Roche also told the committee that without his knowledge, GM legal department officials hired detectives to tail Nader in an attempt to intimidate or discredit him. Roche formally apologized to Nader and the congressmen.

Reflecting on the incident three decades later, Roche told the Tribune that determining what had happened and what to do about it were company problems, adding: “I concluded that there was enough smoke and that I had better step up to it.”

More positively, Roche, who earned a citation in the Automotive Hall of Fame, is credited with helping promote equal opportunity within GM. One of his final acts as chairman in 1971 was travel to Philadelphia to personally invite the Rev. Leon Sullivan to become GM’s first black board member.

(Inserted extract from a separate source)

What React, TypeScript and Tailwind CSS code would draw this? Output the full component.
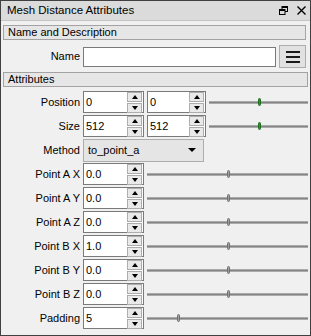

Born Dec. 16, 1906, in Elgin, Ill., Roche took after-school jobs from the age of 12, after the death of his father, who was an undertaker. He worked briefly for a utility in Aurora, but, seeing automobiles as the future, joined Cadillac in Chicago in 1927 as a statistical researcher. His only formal education consisted of accounting and business correspondence courses from LaSalle Extension Institute in Chicago.

Working up through the ranks, Roche became head of the Cadillac division in 1957, moved to the parent General Motors Corp. in 1960 and was named president in 1965, and chairman two years later. He stepped down at the end of 1971 when he reached GM’s mandatory retirement age of 65, but remained on the board until 1977.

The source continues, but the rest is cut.